Precipitated by the fall of two California utilities and Enron Corp., Moody’s Investors Service said Friday it will increase its global analytical focus on the credit risk implications of “rating triggers” written into a borrower’s debt securities or other contracts because they may cause unintended and “highly disruptive consequences” for both borrowers and lenders. In some cases, warned Moody’s the rating triggers could lead to “mutually assured destruction” including defaults and bankruptcies.
In a special report by Moody’s, the credit ratings service stated, “the presence of rating triggers may result in downward rating pressure depending on the severity of the triggers, the underlying facts and circumstances surrounding the credit, and the rating level of the issuer.” The rating agency will concentrate particularly on triggers intended to set off default, acceleration, or ‘puts’ in back-up credit lines, bond indentures or counterparty agreements when the issuer’s credit rating falls below a certain level.

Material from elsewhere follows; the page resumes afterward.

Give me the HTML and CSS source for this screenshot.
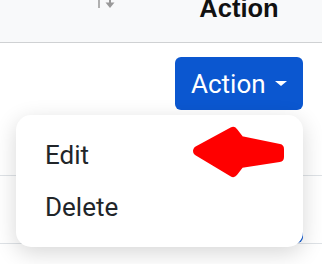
FILE: index.html
```html
<!DOCTYPE html>
<html>
<head>
<meta charset="utf-8">
<link rel="stylesheet" href="styles.css">
</head>
<body>
<div class="table">
  <div class="thead">
    <div class="cell first">
      <svg class="sort" width="22" height="10" viewBox="0 0 22 10">
        <line x1="3" y1="-6" x2="3" y2="8" stroke="#b0b0b0" stroke-width="2"/>
        <line x1="14" y1="-6" x2="14" y2="4" stroke="#999" stroke-width="2"/>
        <path d="M9.5 2.5 L18.5 2.5 L14 8 Z" fill="#999"/>
      </svg>
    </div>
    <div class="cell action-col"><span class="th-text">Action</span></div>
  </div>
  <div class="row row-one">
    <div class="cell first"></div>
    <div class="cell action-col">
      <button class="btn">Action<span class="caret"></span></button>
    </div>
  </div>
  <div class="row">
    <div class="cell first"></div>
    <div class="cell action-col">
      <button class="btn">Action<span class="caret"></span></button>
    </div>
  </div>
</div>

<div class="menu">
  <div class="item">Edit</div>
  <div class="item">Delete</div>
</div>

<svg class="pointer" width="322" height="264" viewBox="0 0 322 264">
  <polygon points="198,151 233,132 240,141 279,149 279,157 240,163 233,172" fill="#ff0000" stroke="#ff0000" stroke-width="10" stroke-linejoin="round"/>
</svg>
</body>
</html>
```
FILE: styles.css
```css
html, body {
  margin: 0;
  padding: 0;
  background: #ffffff;
  overflow: hidden;
}
body {
  width: 322px;
  height: 264px;
  position: relative;
  font-family: Roboto, "Liberation Sans", sans-serif;
}
.table {
  display: flex;
  flex-direction: column;
  width: 322px;
}
.thead {
  display: flex;
  height: 42px;
  background: #f8f9fa;
  border-bottom: 1px solid #cfd1d3;
}
.cell.first {
  width: 160px;
}
.cell.action-col {
  width: 158px;
  display: flex;
  justify-content: center;
}
.sort {
  display: block;
  margin-left: 96px;
  margin-top: 0;
}
.th-text {
  font-family: "Liberation Sans", Arial, sans-serif;
  font-weight: bold;
  font-size: 25.5px;
  line-height: 26px;
  margin-top: -5px;
  color: #111;
}
.row {
  display: flex;
  border-bottom: 1px solid #dee2e6;
}
.row-one {
  height: 132px;
}
.btn {
  margin-top: 14px;
  width: 128px;
  height: 53px;
  box-sizing: border-box;
  border: none;
  border-radius: 6px;
  background: #0b57d0;
  color: #fff;
  font-family: Roboto, sans-serif;
  font-size: 26px;
  padding: 0 15px 0 16px;
  display: flex;
  align-items: center;
  justify-content: flex-start;
}
.caret {
  margin-left: 9px;
  width: 0;
  height: 0;
  border-left: 6.5px solid transparent;
  border-right: 6.5px solid transparent;
  border-top: 5.5px solid #fff;
}
.menu {
  position: absolute;
  left: 16px;
  top: 115px;
  width: 287px;
  height: 132px;
  box-sizing: border-box;
  padding: 14px 0 0;
  background: #fff;
  border-radius: 15px;
  box-shadow: 0 6px 22px rgba(0, 0, 0, 0.16);
}
.item {
  height: 52px;
  line-height: 52px;
  padding-left: 29px;
  font-size: 26px;
  color: #212529;
}
.pointer {
  position: absolute;
  left: 0;
  top: 0;
}
```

Such triggers are commonly found in agreements of issuers that are rated low investment-grade or on the cusp of investment-grade — “where they are most lethal,” Moody’s reports. The report stated, “Moody’s will identify, where possible, the existence of rating triggers in each issuer’s financial structure. Our analysis will examine whether those issuers whose agreements contain particularly risky rating triggers have the wherewithal to survive a downgrade to the specific trigger level and the consequences of the trigger. We will incorporate the serious negative consequences of those triggers in our ratings and in our research.”
Moody’s report, “The Unintended Consequences of Rating Triggers,” emphasized that rating triggers can often backfire on the creditors expected to be protected by them, as well as the borrowers who provided them. Moody’s warns that “investors who think they might be protected by a rating trigger in their respective agreements may well find — as in recent cases — that there is no protection because the trigger could potentially cause a default or bankruptcy adversely affecting ALL creditors.”
The report further explained that rating triggers can result in a precipitous decline in confidence and liquidity. For example, a back-up revolving credit that goes away or a large bond that is “puttable” in the event of a downgrade below a certain level, are potentially life-threatening in a stress scenario. “The loss of liquidity when a downgrade occurs may be stressful for the borrower, precisely at the time when the company is least able to deal with an associated loss of investor confidence,” Moody’s said, adding that “rating triggers can be highly destabilizing because all parties may not behave in a rational fashion.”
The report acknowledged, however, that there is a complex array of rating triggers running the gamut from benign to potentially destructive. Among the relatively benign mechanisms, the Moody’s report explained rating triggers tied to credit facility pricing grids, which are “relatively harmless means to reset pricing on a borrower’s obligations according to changes in credit quality.”
The report also discussed triggers which can, depending on the situation, be more perilous. These include triggers tied to springing liens, collateral releases, releases of guarantees and covenant fall-aways in indentures, as well as third-party agreements. In some cases, says Moody’s, rating triggers can have the perverse effect of discouraging beneficial corporate actions such as spin-offs or merger activity.
The Moody’s report noted that the most potentially destructive rating triggers are those that dictate default or acceleration upon a rating downgrade. The report provides case studies of the disruptive role played by such triggers in the deterioration in the credit worthiness of Pacific Gas & Electric Co., Southern California Edison Co. and Enron as well as Xerox Corp.
Terms written into loan agreements, bond indentures, and other contracts, including mergers and acquisitions, stipulating that “all bets are off” if a company’s credit rating sinks to a specified level often do not provide the intended protection to creditors, and can in fact be harbingers of “mutually assured destruction” Moody’s concluded in the report.
The report, which explores the rating triggers that led to the demise of companies such as PG&E, Southern California Edison, Enron and Xerox over the past year, concluded that when a such trigger is pulled it can result in a precipitous decline in liquidity and investor confidence likened to a run on the bank.
“Such triggers can be highly destabilizing because all parties may not behave in a rational fashion,” says Senior Credit Officer Pam Stumpp, one of the authors of the report. Because the existence of triggers can have such devastating effects on a company’s liquidity, the rating agency says that it has adopted a worse-case scenario approach to evaluating the existence of some triggers and incorporating them into an issuer’s ratings.
The effect rating triggers may have on a company’s rating depends in large part on the type of trigger used, as well as the company’s individual circumstances and its general rating level. Some triggers, such as credit agreements, that can raise the cost of the company’s outstanding borrowings or require the company to post additional collateral, can be relatively benign, as many companies will likely have the cash on hand or sufficient back-up liquidity to meet these additional demands.
However, other triggers, which accelerate the payment of outstanding debt, allow debt holders to put the full value of their obligation back to the company, or that throw the company into technical default, can create a situation in which only the strongest companies may be able to survive.